Hasan Saglam war in seiner Heimat erfolgreicher Liedermacher und Autor. Er kritisierte in seinen Songs, wie Kurden in der Türkei behandelt werden, dass sie ihre Kultur, ihre Religion und ihre Geschichte nicht frei leben dürfen. Stattdessen müssen die Kinder in die Koranschule gehen, die Frauen Kopftuch tragen, sich an den Ramadan halten. „So wollen wir nicht leben“, sagt Hasan Saglam. „Wir wollen frei leben, in einer toleranten Welt.“
Seine Protestlieder werden im Radio und Fernsehen übertragen. Er singt sie in der Türkei, geht auf Konzertreisen durch das Land und sogar nach Europa. Auch seine Bücher über die Geschichte seines Volkes sind erfolgreich. Ein Roman über den Massenmord an den verschiedenen ethnischen Gruppen und die Verschleppung von hunderten Mädchen in seiner Heimatregion Dersim (offiziell Tunceli) sorgen aber für Wirbel.
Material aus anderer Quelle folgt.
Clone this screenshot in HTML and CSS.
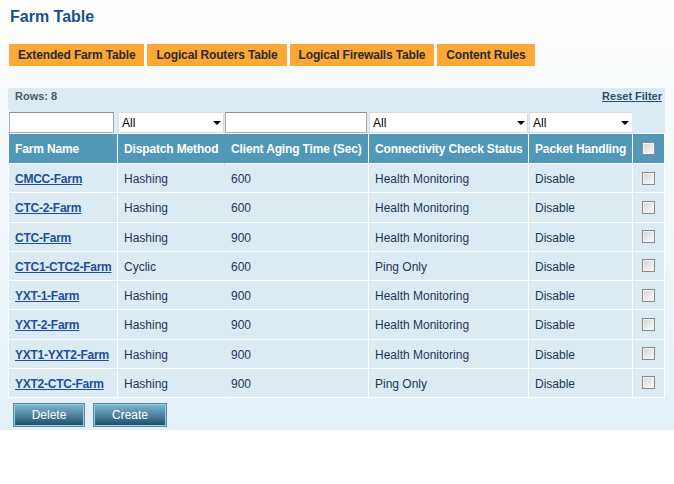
FILE: index.html
```html
<!DOCTYPE html>
<html>
<head>
<meta charset="utf-8">
<link rel="stylesheet" href="styles.css">
</head>
<body>
<div class="page">
  <h1 class="title">Farm Table</h1>
  <nav class="tabs">
    <a class="tab">Extended Farm Table</a>
    <a class="tab">Logical Routers Table</a>
    <a class="tab">Logical Firewalls Table</a>
    <a class="tab">Content Rules</a>
  </nav>
  <div class="grid">
    <div class="rowsbar"><span class="rows">Rows: 8</span><a class="reset">Reset Filter</a></div>
    <table class="farm">
      <tr class="filters">
        <td class="c1"><input class="txt w1" type="text"></td>
        <td class="c2"><span class="sel"><select class="w2"><option>All</option></select></span></td>
        <td class="c3"><input class="txt w3" type="text"></td>
        <td class="c4"><span class="sel"><select class="w4"><option>All</option></select></span></td>
        <td class="c5"><span class="sel"><select class="w5"><option>All</option></select></span></td>
        <td class="c6"></td>
      </tr>
      <tr class="head">
        <th>Farm Name</th>
        <th class="nosep">Dispatch Method</th>
        <th>Client Aging Time (Sec)</th>
        <th>Connectivity Check Status</th>
        <th>Packet Handling</th>
        <th class="chk"><input type="checkbox" class="cb"></th>
      </tr>
      <tr><td><a class="link">CMCC-Farm</a></td><td class="nosep">Hashing</td><td>600</td><td>Health Monitoring</td><td>Disable</td><td class="chk"><input type="checkbox" class="cb"></td></tr>
      <tr><td><a class="link">CTC-2-Farm</a></td><td class="nosep">Hashing</td><td>600</td><td>Health Monitoring</td><td>Disable</td><td class="chk"><input type="checkbox" class="cb"></td></tr>
      <tr><td><a class="link">CTC-Farm</a></td><td class="nosep">Hashing</td><td>900</td><td>Health Monitoring</td><td>Disable</td><td class="chk"><input type="checkbox" class="cb"></td></tr>
      <tr><td><a class="link">CTC1-CTC2-Farm</a></td><td class="nosep">Cyclic</td><td>600</td><td>Ping Only</td><td>Disable</td><td class="chk"><input type="checkbox" class="cb"></td></tr>
      <tr><td><a class="link">YXT-1-Farm</a></td><td class="nosep">Hashing</td><td>900</td><td>Health Monitoring</td><td>Disable</td><td class="chk"><input type="checkbox" class="cb"></td></tr>
      <tr><td><a class="link">YXT-2-Farm</a></td><td class="nosep">Hashing</td><td>900</td><td>Health Monitoring</td><td>Disable</td><td class="chk"><input type="checkbox" class="cb"></td></tr>
      <tr><td><a class="link">YXT1-YXT2-Farm</a></td><td class="nosep">Hashing</td><td>900</td><td>Health Monitoring</td><td>Disable</td><td class="chk"><input type="checkbox" class="cb"></td></tr>
      <tr><td><a class="link">YXT2-CTC-Farm</a></td><td class="nosep">Hashing</td><td>900</td><td>Ping Only</td><td>Disable</td><td class="chk"><input type="checkbox" class="cb"></td></tr>
    </table>
  </div>
  <div class="actions">
    <button class="btn b-del">Delete</button>
    <button class="btn b-create">Create</button>
  </div>
</div>
</body>
</html>
```
FILE: styles.css
```css
html, body {
  margin: 0;
  padding: 0;
  background: #ffffff;
}
body {
  font-family: "Liberation Sans", Arial, sans-serif;
}
.page {
  height: 430px;
  box-sizing: border-box;
  padding: 8px 0 0 8px;
  background: linear-gradient(to bottom, #ffffff 0%, #f6fafd 30%, #e4f0f8 100%);
}
.title {
  margin: 0 0 0 2px;
  font-size: 16px;
  line-height: 18px;
  font-weight: bold;
  color: #1a4e92;
}
.tabs {
  display: flex;
  gap: 3px;
  margin: 18px 0 0 1px;
}
.tab {
  display: block;
  height: 22px;
  line-height: 22px;
  padding: 0 9px;
  background: #fca836;
  color: #2b2b2b;
  font-size: 12px;
  font-weight: bold;
  letter-spacing: -0.16px;
}
.grid {
  margin-top: 22px;
  width: 657px;
  background: #dcebf3;
}
.rowsbar {
  display: flex;
  justify-content: space-between;
  height: 22px;
  box-sizing: border-box;
  padding: 2px 3px 0 7px;
  font-size: 11px;
  line-height: 13px;
  font-weight: bold;
}
.rows { color: #4d5a66; }
.reset {
  color: #2e4f6f;
  text-decoration: underline;
}
.farm {
  border-collapse: separate;
  border-spacing: 0;
  table-layout: fixed;
  width: 657px;
  border-left: 1px solid #ffffff;
  box-sizing: border-box;
  font-size: 12px;
}
.farm td, .farm th {
  box-sizing: border-box;
  padding: 0 6px;
  border-right: 1px solid #ffffff;
  border-bottom: 1px solid #ffffff;
  text-align: left;
  white-space: nowrap;
  overflow: hidden;
}
.farm td {
  height: 29.25px;
  padding-top: 2px;
  background: #dcebf3;
  color: #1f3553;
}
.filters td {
  height: 24px;
  padding: 2px 0 0 0;
  vertical-align: top;
  border-right-color: transparent;
}
.filters .c1 { width: 109px; }
.filters .c2 { width: 107px; }
.filters .c3 { width: 144px; }
.filters .c4 { width: 160px; }
.filters .c5 { width: 104px; }
.filters .c6 { width: 32px; }
.farm .nosep { border-right-color: transparent; }
.head th {
  height: 30px;
  background: #5097b8;
  color: #ffffff;
  font-weight: bold;
  font-size: 12px;
  letter-spacing: -0.15px;
}
.farm .chk {
  text-align: center;
  padding: 0;
}
.link {
  color: #1d4f9c;
  font-weight: bold;
  text-decoration: underline;
  letter-spacing: -0.25px;
}
.txt {
  display: block;
  box-sizing: border-box;
  height: 21px;
  margin: 0;
  border: 1px solid #a8acb2;
  border-top-color: #8e9297;
  background: #ffffff;
}
.w1 { width: 105px; }
.w3 { width: 142px; }
.sel {
  position: relative;
  display: block;
}
.sel::after {
  content: "";
  position: absolute;
  right: 3px;
  top: 9px;
  border-left: 4px solid transparent;
  border-right: 4px solid transparent;
  border-top: 4px solid #000000;
  pointer-events: none;
}
select {
  -webkit-appearance: none;
  appearance: none;
  display: block;
  box-sizing: border-box;
  height: 21px;
  margin: 0;
  padding: 0 0 0 3px;
  border: 1px solid #d9dcdf;
  border-radius: 2px;
  background: #ffffff;
  color: #000000;
  font-family: "Liberation Sans", Arial, sans-serif;
  font-size: 12px;
}
.w2 { width: 106px; }
.w4 { width: 159px; }
.w5 { width: 104px; }
.cb {
  -webkit-appearance: none;
  appearance: none;
  display: block;
  width: 13px;
  height: 13px;
  margin: 0 auto;
  box-sizing: border-box;
  border: 1px solid #8c8c8c;
  box-shadow: inset 0 0 0 1px #f4f4f4;
  background: linear-gradient(135deg, #d2d2d2 0%, #ececec 60%, #fbfbfb 100%);
}
.actions {
  display: flex;
  gap: 10px;
  margin: 6px 0 0 6px;
}
.btn {
  box-sizing: border-box;
  height: 22px;
  margin: 0;
  padding: 0;
  border: 1px solid #92cde8;
  outline: 1px solid #5a8aa3;
  outline-offset: 0;
  background: linear-gradient(to bottom, #7cb1cd 0%, #4f85a2 50%, #234f66 100%);
  color: #ffffff;
  font-family: "Liberation Sans", Arial, sans-serif;
  font-size: 12px;
  line-height: 20px;
}
.b-del { width: 70px; }
.b-create { width: 72px; }
```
Zudem hatte er sich in jungen Jahren politisch bei der kurdischen Partei HTP engagiert. „Irgendwann wurde mir klar gemacht, dass meine Worte nicht gewollt werden“, sagt der 44-Jährige, selbst Kurde, der zuletzt zehn Jahre in Istanbul lebte und arbeitete. Die Radiostationen dürfen seine Songs nicht mehr spielen, er erhält ein Berufsverbot, wird mit dem Tode bedroht und er- mahnt, sich zurückzuhalten. „Es gab für mich keine Möglichkeit mehr, normal zu leben und zu arbeiten“, sagt er. Als er mal wieder von einer Konzertreise aus der Schweiz zurückkommt, wird ihm per Brief erstmals eine Haftstrafe angedroht. Doch mit Hilfe seines Anwalts und noch ohne Ausreiseverbot kann er fliehen.
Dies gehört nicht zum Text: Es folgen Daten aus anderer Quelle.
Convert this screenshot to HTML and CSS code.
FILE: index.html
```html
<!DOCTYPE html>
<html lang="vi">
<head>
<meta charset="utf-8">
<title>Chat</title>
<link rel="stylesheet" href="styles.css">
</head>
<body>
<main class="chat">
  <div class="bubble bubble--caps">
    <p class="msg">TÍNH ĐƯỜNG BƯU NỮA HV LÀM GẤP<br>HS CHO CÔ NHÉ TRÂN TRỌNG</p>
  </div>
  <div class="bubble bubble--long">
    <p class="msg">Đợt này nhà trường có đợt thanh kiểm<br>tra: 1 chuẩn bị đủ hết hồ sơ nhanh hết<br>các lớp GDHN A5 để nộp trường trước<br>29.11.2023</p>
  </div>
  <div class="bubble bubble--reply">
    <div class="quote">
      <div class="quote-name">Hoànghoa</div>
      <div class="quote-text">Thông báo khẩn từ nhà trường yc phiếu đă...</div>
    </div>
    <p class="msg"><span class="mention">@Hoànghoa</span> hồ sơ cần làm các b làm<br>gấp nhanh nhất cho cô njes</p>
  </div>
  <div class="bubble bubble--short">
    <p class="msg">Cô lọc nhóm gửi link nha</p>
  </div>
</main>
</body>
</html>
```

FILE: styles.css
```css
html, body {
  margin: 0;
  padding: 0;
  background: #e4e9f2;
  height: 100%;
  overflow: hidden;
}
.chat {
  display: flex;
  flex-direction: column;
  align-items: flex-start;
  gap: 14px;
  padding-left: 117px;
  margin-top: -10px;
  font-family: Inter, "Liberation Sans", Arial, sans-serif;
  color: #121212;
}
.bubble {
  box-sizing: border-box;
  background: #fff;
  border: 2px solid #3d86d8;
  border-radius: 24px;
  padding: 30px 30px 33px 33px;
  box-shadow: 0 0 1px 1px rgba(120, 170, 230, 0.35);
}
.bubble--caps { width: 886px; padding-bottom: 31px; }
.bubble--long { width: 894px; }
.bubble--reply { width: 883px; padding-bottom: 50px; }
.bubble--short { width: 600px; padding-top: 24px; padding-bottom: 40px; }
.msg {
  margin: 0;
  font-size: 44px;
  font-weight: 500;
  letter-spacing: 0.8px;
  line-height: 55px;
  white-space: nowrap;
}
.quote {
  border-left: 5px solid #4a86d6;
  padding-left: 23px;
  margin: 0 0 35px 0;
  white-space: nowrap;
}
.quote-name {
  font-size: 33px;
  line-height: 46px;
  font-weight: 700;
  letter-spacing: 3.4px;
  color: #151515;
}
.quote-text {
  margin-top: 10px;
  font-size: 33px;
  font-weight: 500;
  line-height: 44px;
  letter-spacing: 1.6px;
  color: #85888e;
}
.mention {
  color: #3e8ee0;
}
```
Ein Jahr mit Stationen in der Schweiz, Berlin und München folgt, bis die Ausländerbehörde ihn nach Nördlingen schickt, wo er als politisch Verfolgter Asyl erhält und bis heute lebt. 2013 ziehen seine Kinder und seine Frau nach, denn auch sie werden in Istanbul bedroht. Polizisten kommen immer wieder und fragen nach dem Vater. Jetzt sind alle in Sicherheit, die Kinder gehen in Nördlingen auf die Schule, sprechen fließend Deutsch.
Für Hasan Saglam ist die Zeit sei- nes Protestes nicht vorbei. Nachdem die politischen Magazine in der Türkei, für die er immer noch Gedichte verfasste, in den Folgen des Putschversuch vor einem Monat verboten wurden, mehr denn je. Er veröffentlicht seine Lieder auf Youtube, schreibt für Zeitschriften, die in Deutschland erscheinen. Er verfolgt aufmerksam die Entwicklung der Türkei, erzählt von befreundeten Künstlern, die in Angst leben. Wenn er Nachrichten seiner Familienmitglieder aufs Handy erhält, werden diese sofort gelöscht – sie haben Angst vor Kontrolle. „Die Türkei wird immer gefährlicher“, sagt er offen.
Die Islamisierung schreite immer mehr voran. Präsident Recep Tayyip Erdogan hält er für einen skrupellosen Machtmenschen.„Er hat so viel Macht, weil er Angst verbreitet“, sagt Saglam
Dabei heißt Saglam den Putschversuch des Militärs nicht gut, bezweifelt aber, dass die darauf folgenden Massenentlassungen und Inhaftierungen nicht vorbereitet gewesen wären. Mit seiner Meinung eckt Saglam auch bei Türken in Deutschland an.
Er kann nicht verstehen, dass sie selbst hier für Erdogan auf der Straße demonstrieren. „Ich frage sie, warum sie in Deutschland leben, wenn in der Türkei doch alles so gut sein soll.“Meist erhalte er darauf keine Antwort. Für ihn gibt es derzeit keinen Weg zurück. „Wenn es so weiter geht, sehe ich dafür keine Chance, auch wenn ich meine Familie und unsere Kultur vermisse.“
Er wünsche sich eine Türkei mit einer Demokratie, die für alle Gruppen und Minderheiten gelte. „Das geht aber nur ohne Erdogan“, sagt Hasan Saglam.